I would also like to point out that the standing Microsoft guidelines are: use config files in appropriate places (%APPDATA% for user-specific stuff, application directory for shared things which control how the entire app operates), leave the registry to the OS - as it should be. If you write an application in .NET, and use the stock configuration management classes (or "Settings Designer" in VS, which wraps them and generates strongly typed classes), that's precisely what you'll get, with configs being in XML (love it or hate it, but at least it's human-editable).

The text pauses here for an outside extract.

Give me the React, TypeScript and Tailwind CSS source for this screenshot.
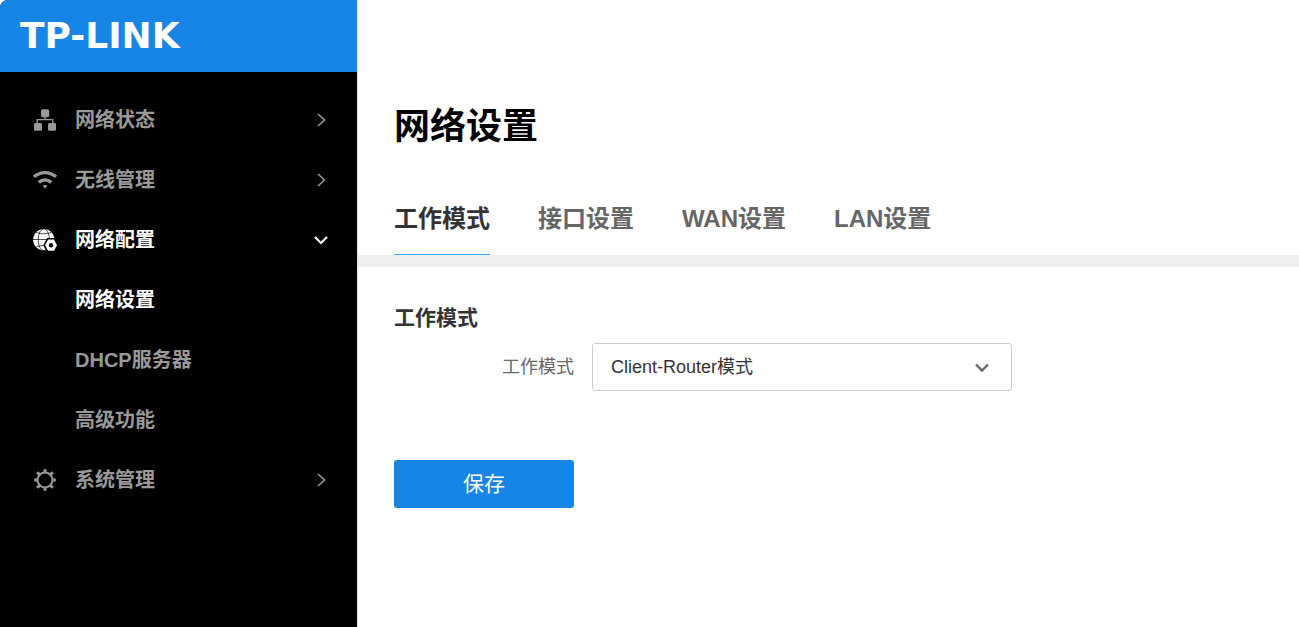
import { useState } from 'react'
import type { ReactNode } from 'react'

interface MenuItem {
  id: string
  label: string
  icon: ReactNode
  children?: string[]
}

function StatusIcon() {
  return (
    <svg viewBox="0 0 24 24" className="size-6" fill="currentColor" aria-hidden="true">
      <rect x="8" y="1.2" width="8.2" height="8" rx="1.8" />
      <rect x="1" y="15" width="8" height="7.8" rx="1.6" />
      <rect x="15" y="15" width="8" height="7.8" rx="1.6" />
      <path d="M12 9v3M4.2 16v-4.4h15.6V16" fill="none" stroke="currentColor" strokeWidth="1.3" />
    </svg>
  )
}

function WifiIcon() {
  return (
    <svg viewBox="0 0 24 24" className="size-6" fill="none" stroke="currentColor" aria-hidden="true">
      <path d="M1 8.8C7.5 3.2 16.5 3.2 23 8.8" strokeWidth="3.4" />
      <path d="M5.8 14.4c3.8-3.2 8.6-3.2 12.4 0" strokeWidth="3.4" />
      <path d="M9.6 17.6c1.5-.8 3.3-.8 4.8 0L12 20.8z" fill="currentColor" stroke="none" />
    </svg>
  )
}

function GlobeIcon() {
  return (
    <svg viewBox="0 0 24 24" className="size-6" aria-hidden="true">
      <circle cx="10.8" cy="11.7" r="10.7" fill="currentColor" />
      <g fill="none" stroke="#000" strokeWidth="0.7">
        <ellipse cx="10.8" cy="11.7" rx="5.6" ry="11" />
        <path d="M0 11.5h21.5M3 4.2c4.6 2.2 11 2.2 15.6 0M3 19.2c4.6-2.2 11-2.2 15.6 0" />
      </g>
      <path
        d="M14.6 10.8h6.8l3.5 6.4-3.5 6.4h-6.8l-3.5-6.4z"
        fill="currentColor"
        stroke="#000"
        strokeWidth="1.6"
      />
      <circle cx="18" cy="17.2" r="2.2" fill="#000" />
    </svg>
  )
}

function GearIcon() {
  return (
    <svg viewBox="0 0 24 24" className="size-6" fill="none" stroke="currentColor" aria-hidden="true">
      <circle cx="12" cy="12" r="7.5" strokeWidth="2" />
      <path
        d="M12 1.2v3.6M12 19.2v3.6M1.2 12h3.6M19.2 12h3.6M4.2 4.2l2.8 2.8M17 17l2.8 2.8M4.2 19.8L7 17M17 7l2.8-2.8"
        strokeWidth="3"
      />
    </svg>
  )
}

function Chevron({ open }: { open: boolean }) {
  return (
    <svg viewBox="0 0 24 24" className="size-6" fill="none" stroke="currentColor" aria-hidden="true">
      {open ? (
        <path d="M6 9l6 6 6-6" strokeWidth="2.2" />
      ) : (
        <path d="M9 6l6.5 6L9 18" strokeWidth="1.6" />
      )}
    </svg>
  )
}

const menu: MenuItem[] = [
  { id: 'status', label: '网络状态', icon: <StatusIcon /> },
  { id: 'wireless', label: '无线管理', icon: <WifiIcon /> },
  {
    id: 'network',
    label: '网络配置',
    icon: <GlobeIcon />,
    children: ['网络设置', 'DHCP服务器', '高级功能'],
  },
  { id: 'system', label: '系统管理', icon: <GearIcon /> },
]

const tabs = ['工作模式', '接口设置', 'WAN设置', 'LAN设置']

function Sidebar() {
  const [openId, setOpenId] = useState('network')
  const [page, setPage] = useState('网络设置')

  return (
    <aside className="w-[357px] shrink-0 overflow-hidden rounded-tl-lg bg-black">
      <div className="flex h-[72px] items-center bg-[#1785e6] pl-5">
        <span className="font-['DejaVu_Sans',sans-serif] text-4xl leading-none font-bold text-white">
          TP-LINK
        </span>
      </div>
      <nav className="pt-[18px] text-xl font-bold">
        {menu.map((item) => {
          const open = item.id === openId
          return (
            <div key={item.id}>
              <button
                type="button"
                aria-expanded={open}
                onClick={() => setOpenId(open ? '' : item.id)}
                className={`flex h-[60px] w-full items-center gap-[18px] pr-6 pl-[33px] ${
                  open ? 'text-white' : 'text-[#999]'
                }`}
              >
                {item.icon}
                <span className="flex-1 text-left">{item.label}</span>
                <Chevron open={open} />
              </button>
              {open &&
                item.children?.map((child) => (
                  <a
                    key={child}
                    href="#"
                    onClick={() => setPage(child)}
                    className={`flex h-[60px] items-center pl-[75px] ${
                      child === page ? 'text-white' : 'text-[#999]'
                    }`}
                  >
                    {child}
                  </a>
                ))}
            </div>
          )
        })}
      </nav>
    </aside>
  )
}

export default function App() {
  const [tab, setTab] = useState('工作模式')
  const [mode, setMode] = useState('client-router')

  return (
    <div
      lang="zh-CN"
      className="flex min-h-screen bg-white font-['Liberation_Sans','Noto_Sans_CJK_SC',sans-serif] text-[#333]"
    >
      <Sidebar />
      <main className="min-w-0 flex-1 border-l border-[#e5e5e5]">
        <h1 className="px-9 pt-[102px] text-4xl leading-[50px] font-bold text-black">网络设置</h1>
        <div role="tablist" className="mt-8 flex gap-12 border-b-12 border-[#efefef] px-9">
          {tabs.map((name) => (
            <button
              key={name}
              type="button"
              role="tab"
              aria-selected={name === tab}
              onClick={() => setTab(name)}
              className={`h-[71px] border-b text-2xl font-bold ${
                name === tab ? 'border-[#36a9f5] text-[#333]' : 'border-transparent text-[#666]'
              }`}
            >
              {name}
            </button>
          ))}
        </div>

        <form className="px-9 pt-9" onSubmit={(e) => e.preventDefault()}>
          <h2 className="text-[21px] leading-[30px] font-bold">工作模式</h2>
          <div className="mt-[10px] flex items-center gap-[18px]">
            <label htmlFor="mode" className="w-[180px] text-right text-lg text-[#666]">
              工作模式
            </label>
            <div className="relative w-[420px]">
              <select
                id="mode"
                value={mode}
                onChange={(e) => setMode(e.target.value)}
                className="h-12 w-full appearance-none rounded-[3px] border border-[#ccc] bg-white px-[18px] text-lg"
              >
                <option value="client-router">Client-Router模式</option>
                <option value="ap">AP模式</option>
              </select>
              <svg
                viewBox="0 0 24 24"
                className="pointer-events-none absolute top-3 right-[18px] size-6"
                fill="none"
                stroke="#666"
                strokeWidth="2.4"
                aria-hidden="true"
              >
                <path d="M6 9.5l6 6 6-6" />
              </svg>
            </div>
          </div>
          <button
            type="submit"
            className="mt-[69px] h-12 w-[180px] rounded-[3px] bg-[#1785e6] text-[21px] text-white"
          >
            保存
          </button>
        </form>
      </main>
    </div>
  )
}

Ostensibly, the reason why so many Windows settings are in registry is also because the security is granular on key level - so you can tweak permissions such that your users restricted from changing some very specific settings, but are free to play with the rest. With flat files you can still do it if you use one file per key, kinda like GConf, but few filesystems can handle that many small files efficiently.
Re:Linux vs Windows... (Score:3, Interesting)

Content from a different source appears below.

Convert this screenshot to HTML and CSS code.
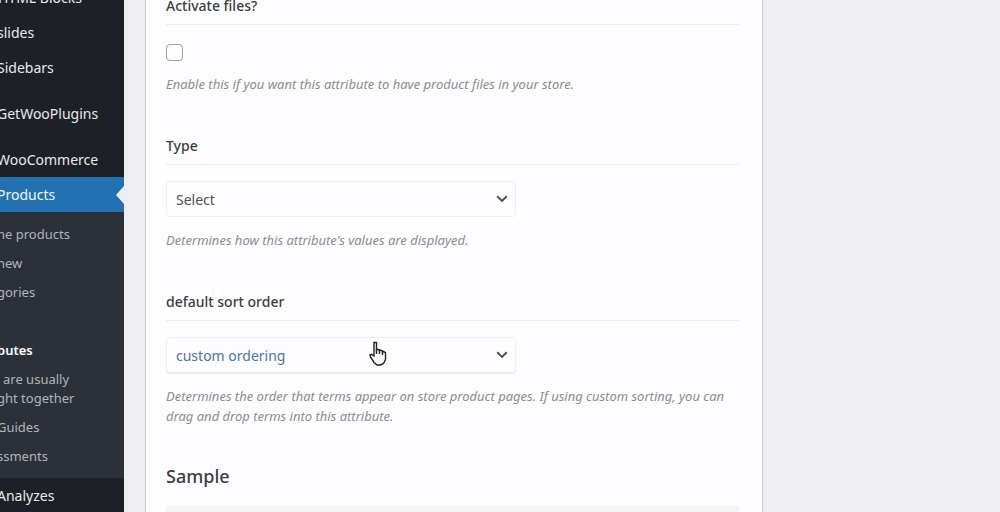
FILE: index.html
```
<!DOCTYPE html>
<html lang="en">
<head>
<meta charset="utf-8">
<title>Edit attribute</title>
<link rel="stylesheet" href="styles.css">
</head>
<body>
<div class="app">
  <nav class="sidebar">
    <a class="item indent" href="#">HTML Blocks</a>
    <a class="item" href="#">slides</a>
    <a class="item" href="#">Sidebars</a>
    <a class="item spaced" href="#">GetWooPlugins</a>
    <a class="item spaced" href="#">WooCommerce</a>
    <a class="item active" href="#">Products</a>
    <div class="submenu">
      <a class="subitem" href="#">ne products</a>
      <a class="subitem" href="#">new</a>
      <a class="subitem" href="#">gories</a>
      <a class="subitem current after-gap" href="#">butes</a>
      <a class="subitem" href="#"><span class="lead">are usually</span><br>ght together</a>
      <a class="subitem" href="#">Guides</a>
      <a class="subitem" href="#">ssments</a>
    </div>
    <a class="item" href="#">Analyzes</a>
  </nav>
  <main class="content">
    <form class="card">
      <section class="field">
        <label class="label" for="files">Activate files?</label>
        <input class="check" type="checkbox" id="files">
        <p class="help">Enable this if you want this attribute to have product files in your store.</p>
      </section>
      <section class="field">
        <label class="label" for="type">Type</label>
        <div class="picker">
          <select class="select" id="type"><option>Select</option></select>
          <svg class="chevron" viewBox="0 0 12 8"><path d="M1.2 1.2 6 5.9l4.8-4.7"/></svg>
        </div>
        <p class="help">Determines how this attribute's values are displayed.</p>
      </section>
      <section class="field">
        <label class="label" for="order">default sort order</label>
        <div class="picker">
          <select class="select hovered" id="order"><option>custom ordering</option></select>
          <svg class="chevron" viewBox="0 0 12 8"><path d="M1.2 1.2 6 5.9l4.8-4.7"/></svg>
          <svg class="pointer" viewBox="0 0 18 26"><path d="M5 1.5h2.500V9l1-.8 2 .5v1.300l1-.8 2 .6v1.200l1-.5 2 1v7l-2 4-3 1.500H8l-3-2.500-3.500-5.500-.5-2 1.500-.6L5 15z"/><path d="M7.500 8v5M10.500 9v4M13.500 10v4"/></svg>
        </div>
        <p class="help">Determines the order that terms appear on store product pages. If using custom sorting, you can drag and drop terms into this attribute.</p>
      </section>
      <h2 class="heading">Sample</h2>
      <div class="panel"></div>
    </form>
  </main>
</div>
</body>
</html>
```
FILE: styles.css
```
* {
  box-sizing: border-box;
}

body {
  margin: 0;
  background: #eeedf0;
  color: #3c3d42;
  font-family: "Segoe UI", "Noto Sans", "Open Sans", sans-serif;
  font-size: 14px;
}

.app {
  display: flex;
  height: 100vh;
  overflow: hidden;
}

.sidebar {
  flex: 0 0 127px;
  margin: -20px 0 0 -3px;
  background: #1d2127;
}

.item {
  display: block;
  position: relative;
  height: 35px;
  color: #e8e9eb;
  font-size: 14px;
  line-height: 35px;
  text-decoration: none;
  white-space: nowrap;
}

.indent {
  padding-left: 1px;
}

.spaced {
  margin-top: 11px;
}

.active {
  background: #2271b1;
  color: #f4f8fc;
}

.active::after {
  content: "";
  position: absolute;
  top: 9px;
  right: 0;
  border: 9px solid transparent;
  border-left: 0;
  border-right: 8px solid #eeedf0;
}

.submenu {
  padding: 8px 0 7px;
  background: #2c3038;
}

.subitem {
  display: block;
  padding: 5px 0;
  color: #b2b5ba;
  font-size: 13px;
  line-height: 19px;
  text-decoration: none;
  white-space: nowrap;
}

.lead {
  padding-left: 6px;
}

.current {
  color: #ffffff;
  font-weight: 600;
}

.after-gap {
  margin-top: 29px;
}

.content {
  flex: 1;
  padding-left: 21px;
}

.card {
  max-width: 618px;
  min-height: 100%;
  margin-top: -4px;
  padding: 0 23px 20px 20px;
  border: 1px solid #c8c8ce;
  border-top: 0;
  background: #fdfcfe;
}

.field {
  margin-bottom: 42px;
}

.field:last-of-type {
  margin-bottom: 38px;
}

.label {
  display: block;
  margin-bottom: 16px;
  padding-bottom: 8px;
  border-bottom: 1px solid #ebebee;
  font-weight: 500;
  line-height: 20px;
}

.check {
  appearance: none;
  display: block;
  width: 17px;
  height: 17px;
  margin: 19px 0 13px;
  border: 1px solid #a0a1a7;
  border-radius: 4px;
  background: #fdfcfe;
}

.picker {
  position: relative;
  max-width: 350px;
}

.select {
  appearance: none;
  display: block;
  width: 100%;
  height: 36px;
  padding: 0 32px 0 9px;
  border: 1px solid #eeeef1;
  border-radius: 4px;
  background: #fdfcfe;
  color: #515257;
  font: inherit;
}

.hovered {
  color: #4a76a0;
  box-shadow: 0 1px 1px #e9e9ed;
}

.chevron {
  position: absolute;
  top: 14px;
  right: 8px;
  width: 12px;
  height: 8px;
  fill: none;
  stroke: #505156;
  stroke-width: 2;
}

.pointer {
  position: absolute;
  top: 4px;
  left: 203px;
  width: 18px;
  height: 26px;
  fill: #ffffff;
  stroke: #222226;
  stroke-width: 1.4;
}

.help {
  margin: 13px 0 0;
  color: #8b8c90;
  font-size: 13px;
  font-style: italic;
  line-height: 20px;
}

.heading {
  margin: 0 0 18px;
  font-size: 18px;
  font-weight: 500;
  line-height: 24px;
}

.panel {
  height: 40px;
  background: #f4f4f6;
}
```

The way I see it, if Linux were to win in the consumer market, what it needs to do is not more, but less - and do those "less" things 100X better than Apple, Google or Microsoft.
The mess with X is actually being addressed, with project Wayland [freedesktop.org]. The philosophy behind Wayland is exactly simplification - most people don't need that network transparency logic, so re-factor it out and keep the core simple and fast. It's a different architecture than X and so it's gonna take time to get the whole UI software stack to work on that, but Ubuntu is behind it.

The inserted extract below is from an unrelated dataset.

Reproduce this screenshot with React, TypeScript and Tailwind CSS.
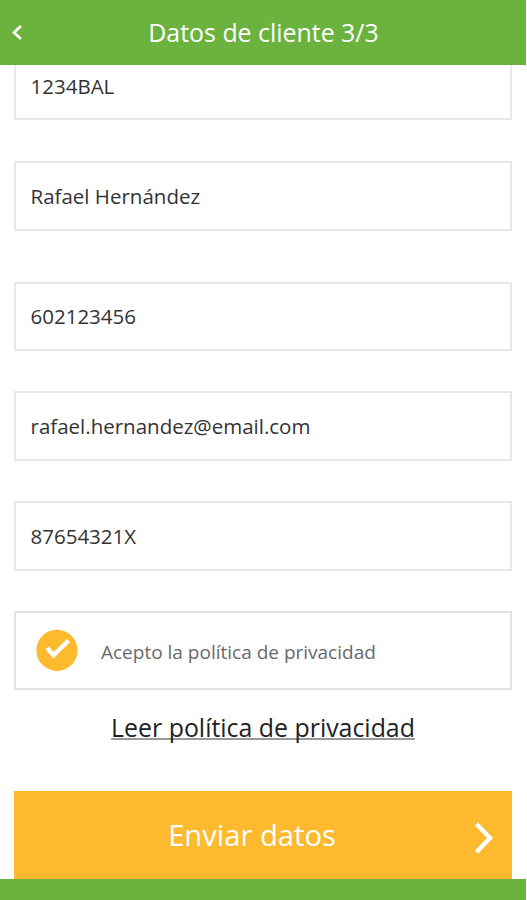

Configurations and integration between services in a Linux machine is still a pain in the ass, and sadly, I'm not seeing any project addressing that yet. I used to be an open source dev but now I have a tech company to manage. But that's where I'd really like to see progress on the FOSS front.
Finally.. I think the FOSS community may be setting their target too low with Windows, and the "I don't care about consumer market/we already own the server space" crowd are simply ignoring reality. Apple and Google are beating the shit out of Microsoft's products lately - Windows and Office are pretty much still there because of inertia. Having to compare Linux to Windows, is already implying Linux is in a very bad shape in the consumer market. On a higher level, none of the current high profile players (Google, Apple, Microsoft, Amazon - who's on the server side!!, even Facebook) or products (e.g. iOS, Android, Chrome,
Re:End users hate the registry? (Score:5, Interesting)
Same for this Wayland heresy getting started over at Ubuntu. The Computer is the Network, the Network is the Computer. Just words to em, merrily breaking X and the idea of network transparency, not because it will perform better but because the ignorant fools don't realize X's network transparancy isn't the cause of the performance issues they are trying to solve. But mostly because they probably don't personally use apps remotely and don't even realize that they are tossing one of the greatest ideas in computing history down the shitter.
If you're going to throw such statements around, you better get your facts straight. The Wayland developers never blamed the networking protocol for the problems of X, but rather the fundamental architecture of X. In fact, Wayland has been built with networking in mind since nearly the beginning.
Wayland architecture [freedesktop.org]
Re:windows does not WORK for me, linux does... (Score:3, Interesting)
Yeah, of course. Windows hardly works at all, and is a pain in the ass to use. Please allow me to share my own anecdote:
By fate, my wife and I were both reinstalling operating systems at the same time. She was installing Windows (Vista or 7; I can't remember) on her laptop, and I was installing Ubuntu on my netbook. Both installations took a while, and both succeeded. Then, that nite we wanted to watch a movie. Again by fate, we each had the movie on separate USB thumb drives, so we both popped them in. Yet again by fate, the codec for the movie wasn't supported by her software (Windows Media Player or whatever) nor mine (VLC or whatever). Both her media software and my media software popped up a box saying, sorry, that file is in an unknown format. I swear this all happened in parallel as we sat next to one another on the couch.
Here's where the stories diverge.
On Ubuntu, after the message saying the codec was unknown, there was an option for Go To The Internet And Find The Needed Software And Install It. I clicked Yes, and the movie was playing about 45 seconds later. For her, the message said Good Luck Finding The Codec And Installing It, You Can Start By Looking On The Internet. We watched the movie on my netbook (output to the TV) and all during the hours of movie time she was trying to find and install the right codec. She failed. It took her a few more days to find it and get it right.
Linux is user-friendly and easy to use. Windows is crap and difficult to use, if it can be used at all. My anecdote proves this beyond any doubt, and we all know that anecdotes are the standard by which these things are judged.
Re:Nobody needs to compete with Windows for custom (Score:3, Interesting)
You think? I think about 30% of people would never install their own OS. I think if it's easy (and it is), then about two thirds or so of people would be willing to install an OS.
I heard arguments like yours about browsers, too, but here we are looking at usage for non-preloaded browsers of around 50%.
Besides, I don't think your point retorts the OP's point. If Linux had lots of developers (and, actually, it does) then its software would become "good enough" (and, actually, it pretty much is) and then there would start to be some preloads (and, actually, there is a small amount of that).